The industrial humanoid solution provider’s unified AI model can allow humanoid robots to move confidently across diverse industrial operating environments, but there were obstacles like the need for long-term manufacturing and lifecycle stability, massive compute needs for real-time perception and control, and constrained space in a form factor that must include high-bandwidth vision, sensor fusion, and industrial control.
Overcoming these challenges required an embedded AI platform and an engineering partner built for operationally resilient robotics.
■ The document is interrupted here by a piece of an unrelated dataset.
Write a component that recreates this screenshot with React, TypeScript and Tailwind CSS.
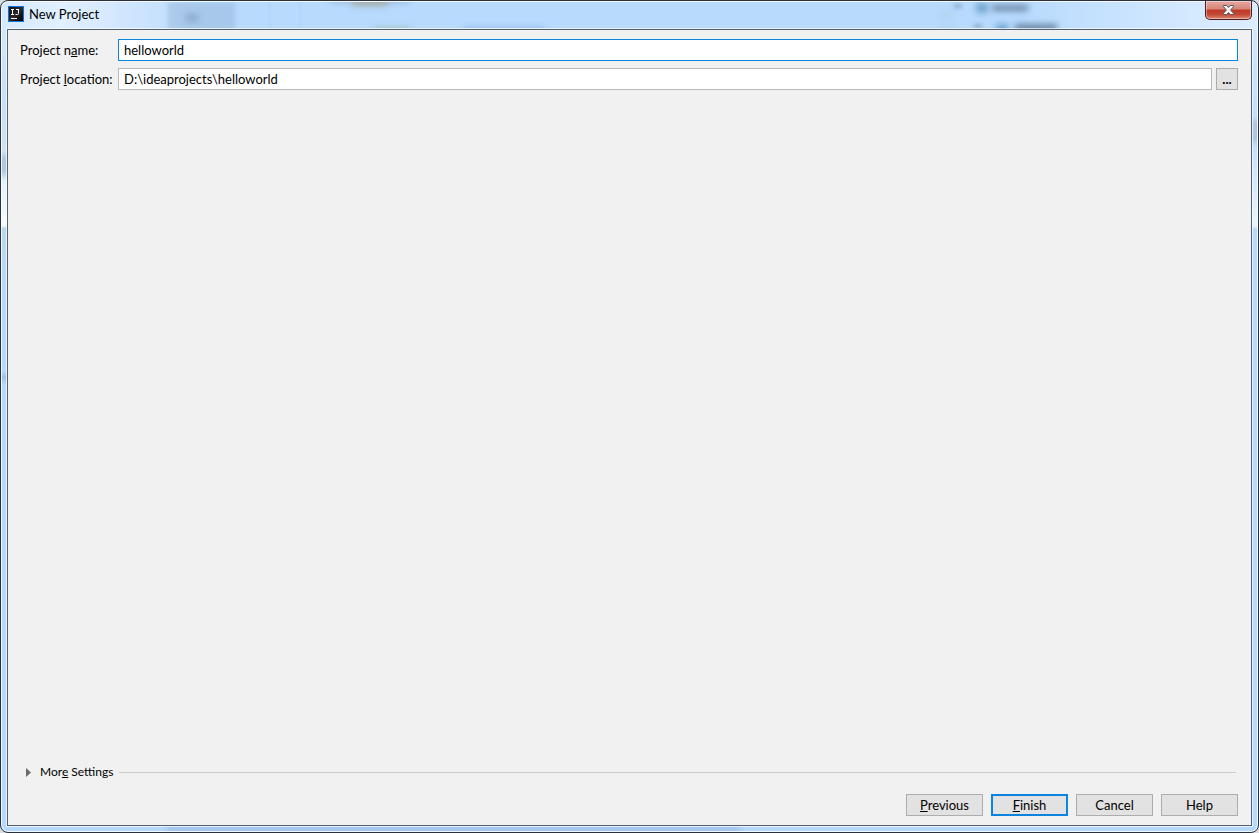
import { useState } from 'react';
import type { ReactNode } from 'react';

function AppIcon() {
    return (
        <svg width="16" height="16" viewBox="0 0 16 16" aria-hidden="true">
            <defs>
                <linearGradient id="app-icon" x1="0" y1="0" x2="1" y2="1">
                    <stop offset="0" stopColor="#111111" />
                    <stop offset="0.5" stopColor="#2a2a2a" />
                    <stop offset="1" stopColor="#000000" />
                </linearGradient>
            </defs>
            <rect width="16" height="16" fill="#0b74de" />
            <rect x="1" y="1" width="14" height="14" fill="url(#app-icon)" />
            <path
                d="M3 3.5h3M4.5 3.5v5M3 8.5h3M8 3.5h3M10.5 3.5v4q0 1-1 1H7.5M3 12.5h6"
                fill="none"
                stroke="#ffffff"
            />
        </svg>
    );
}

function CloseIcon() {
    return (
        <svg width="13" height="12" viewBox="0 0 13 12" aria-hidden="true">
            <path
                d="M1.5 1.5h3.2l1.8 2 1.8-2h3.2v1.2L8.6 6l2.9 3.3v1.2H8.3l-1.8-2-1.8 2H1.5V9.3L4.4 6 1.5 2.7z"
                fill="#f4f4f5"
                stroke="#535666"
            />
        </svg>
    );
}

// Shapes from the window behind, seen through the glass title bar
function GlassReflections() {
    return (
        <div
            className="pointer-events-none absolute inset-0 overflow-hidden"
            aria-hidden="true"
        >
            <div className="absolute top-0 left-[166px] h-7 w-[67px] bg-[#9dbde0]/60 blur-[2px]" />
            <div className="absolute top-3 left-[184px] h-2 w-3 bg-[#7894b4]/60 blur-[3px]" />
            <div className="absolute top-0 left-[267px] h-7 w-8 border-x border-[#9fc2e8]/40 blur-[1px]" />
            <div className="absolute -top-1 left-[328px] h-1 w-20 bg-[#7892b6]/60 blur-[3px]" />
            <div className="absolute -top-1 left-[350px] h-2 w-9 bg-[#a39c7d]/60 blur-[3px]" />
            <div className="absolute top-[25px] left-[372px] h-3 w-9 bg-[#a2bda5]/70 blur-[3px]" />
            <div className="absolute top-[25px] left-[462px] h-3 w-20 bg-[#87acda]/60 blur-[3px]" />
            <div className="absolute top-3 right-[304px] h-4 w-3 border-y-2 border-[#9cbcb0]/60 blur-[3px]" />
            <div className="absolute top-[2px] right-[295px] h-1 w-2 bg-[#829fbe]/80 blur-[2px]" />
            <div className="absolute top-[22px] right-[275px] h-1 w-2 bg-[#829fbe]/80 blur-[2px]" />
            <div className="absolute top-px right-[269px] h-2.5 w-3 bg-[#4383b0]/60 blur-[3px]" />
            <div className="absolute top-[22px] right-[249px] h-3 w-3 bg-[#4383b0]/60 blur-[3px]" />
            <div className="absolute top-[3px] right-[229px] h-1.5 w-9 bg-[#4c6580]/70 blur-[3px]" />
            <div className="absolute top-[22px] right-[200px] h-2 w-[42px] bg-[#4c6580]/70 blur-[3px]" />
        </div>
    );
}

interface DialogButtonProps {
    children: ReactNode;
    primary?: boolean;
}

function DialogButton({ children, primary }: DialogButtonProps) {
    return (
        <button
            type="button"
            className={
                primary
                    ? 'h-[22px] w-[77px] border-2 border-[#0a84df] bg-[#e2e2e2] leading-4'
                    : 'h-[22px] w-[77px] border border-[#adadad] bg-[#e2e2e2] leading-4'
            }
        >
            {children}
        </button>
    );
}

export default function App() {
    const [name, setName] = useState('helloworld');
    const [location, setLocation] = useState('D:\\ideaprojects\\helloworld');

    return (
        <div className="min-h-screen bg-[#d9dde3] font-[Lato,'Noto_Sans',sans-serif] text-[13px] text-black">
            <div className="relative flex min-h-screen flex-col rounded-lg border border-[#2a303c] bg-[linear-gradient(90deg,#b6dafd_160px,#a6c8ec_170px,#a6c8ec_735px,#b6dafd_745px),linear-gradient(180deg,#d3e8ff_0,#c5e0fc_100px,#cfe2f2_150px,#b0c8e1_157px,#b0c8e1_170px,#e4f2ff_180px,#f6fbff_225px,#b9d9ef_227px,#b6dafd_300px,#b6dafd_370px,#9fc1e6_376px,#b6dafd_384px),linear-gradient(180deg,#d3e8ff_0,#c3e0ff_116px,#b0c8e3_122px,#b0c8e3_138px,#c3e0ff_146px,#e9f4ff_225px,#b6dafd_228px)] bg-[size:100%_6px,50%_100%,50%_100%] bg-[position:bottom,left,right] bg-no-repeat px-[6px] pb-[6px] inset-ring inset-ring-white/80">
                <header className="absolute inset-x-px top-px h-7 rounded-t-lg bg-[linear-gradient(90deg,#d5e9ff_0,#e2f0ff_60px,#cfe5fe_130px,#b7dafd_200px,#b7dafd_calc(100%-240px),#d5e9ff_calc(100%-60px),#dcecff_100%)]">
                    <GlassReflections />
                </header>
                <div className="relative flex h-7 items-start justify-between">
                    <div className="flex items-center gap-[5px] pt-[5px] pl-px">
                        <AppIcon />
                        <h1 className="leading-4">New Project</h1>
                    </div>
                    <button
                        type="button"
                        aria-label="Close"
                        className="flex h-[19px] w-[47px] items-center justify-center rounded-b-[5px] border border-t-0 border-[#4b1c24] bg-[linear-gradient(180deg,#e8aaa2_0%,#d78378_45%,#bd3826_50%,#c34935_75%,#dc8871_100%)] inset-ring inset-ring-white/40"
                    >
                        <CloseIcon />
                    </button>
                </div>

                <form
                    className="relative flex flex-1 flex-col border border-[#53616f] bg-[#f1f1f1] pt-[9px] pr-[13px] pb-[9px] pl-3 outline outline-white/70"
                    onSubmit={(e) => e.preventDefault()}
                >
                    <div className="grid grid-cols-[98px_1fr] items-center gap-y-[7px]">
                        <label
                            htmlFor="project-name"
                            className="leading-4 whitespace-nowrap"
                        >
                            Project n<u>a</u>me:
                        </label>
                        <input
                            id="project-name"
                            type="text"
                            value={name}
                            onChange={(e) => setName(e.target.value)}
                            className="h-[22px] w-full border border-[#0a84df] bg-white px-[5px] leading-4 outline-none"
                        />
                        <label
                            htmlFor="project-location"
                            className="leading-4 whitespace-nowrap"
                        >
                            Project <u>l</u>ocation:
                        </label>
                        <div className="flex gap-1">
                            <input
                                id="project-location"
                                type="text"
                                value={location}
                                onChange={(e) => setLocation(e.target.value)}
                                className="h-[22px] min-w-0 flex-1 border border-[#b9b9b9] bg-white px-[5px] leading-4 outline-none"
                            />
                            <button
                                type="button"
                                aria-label="Browse"
                                className="h-[22px] w-[22px] border border-[#adadad] bg-[#e2e2e2] leading-4 font-bold"
                            >
                                ...
                            </button>
                        </div>
                    </div>

                    <div className="mt-auto flex items-center gap-[6px] pr-[2px] pl-[6px] text-[12px]">
                        <button
                            type="button"
                            aria-expanded="false"
                            className="flex items-center gap-[9px] leading-4"
                        >
                            <svg width="5" height="9" viewBox="0 0 5 9" aria-hidden="true">
                                <path d="M0 0l5 4.5L0 9z" fill="#6b6b6b" />
                            </svg>
                            <span>
                                Mor<u>e</u> Settings
                            </span>
                        </button>
                        <div className="h-px flex-1 bg-[#cccccc]" />
                    </div>

                    <div className="mt-[14px] flex justify-end gap-2">
                        <DialogButton>
                            <u>P</u>revious
                        </DialogButton>
                        <DialogButton primary>
                            <u>F</u>inish
                        </DialogButton>
                        <DialogButton>Cancel</DialogButton>
                        <DialogButton>Help</DialogButton>
                    </div>
                </form>
            </div>
        </div>
    );
}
SBC35-RPL and DLAP-211-Orin Nano from ADLINK
The ADLINK SBC35-RPL serves as the processing powerhouse for all three of the above robotics applications. It ensured that the robust computational capabilities were available to meet the rigorous demands of any industrial application. The design adheres to stringent industrial standards, delivering stable and dependable performance for AMR, quadrupedal, and bipedal humanoid robotics applications. It supports audio analysis, AI-driven decision-making, point cloud processing, and any other high-impact compute needs, providing the versatility and reliability needed for these high-performance robots.
It’s powered by a 13th Gen Intel Core i7/i5/i3 Processor, dual-channel DDR5 4800MHz memory, and supports up to 64GB. It includes four independent display outputs:
- eDP/LVDS (default eDP)
- HDMI
- DP
- USB Type-C
It has SBC-FM board expansion: PCIe x1, PCIe x4, USB 3.0/2.0, LPC, and optional TPM 2.0 for enhanced security, and includes dual Ethernet ports: a 1GbE (Intel I219-V) and a 2.5GbE (Intel I225-V).
For AI inference and vision, all three applications leveraged the ADLINK DLAP-211-Orin Nano, which delivers all the required performance needed for industrial AI applications. It has low power consumption, using only 15W even during 16-hour shifts, while maintaining effective and optimal thermal management.
Stable AI-driven capabilities like obstacle detection at 20 to 25 fps ensure reliable and efficient operation in demanding environments, making the DLAP-211-Orin Nano ready for any robotic application.
Embedded with NVIDIA Jetson Orin NX/Nano, it delivers up to 100 TOPS in a compact form factor at 148mm x 120mm x 52mm and a fanless design for resiliency. It’s also prepared for extreme environments with an extended operating temperature range from -20°C to 70°C. The secret sauce for computer vision and environmental sensing is in the hardware-accelerated encode/decode for multiple HD camera streams, and includes support for multiple simultaneous deep learning models and real-time sensor fusion processing capabilities.
ADLINK’s expertise in processing, compute, and robotics makes the SBC35-RPL and DLAP-211-Orin Nano a perfect pairing for automation in industrial or any application.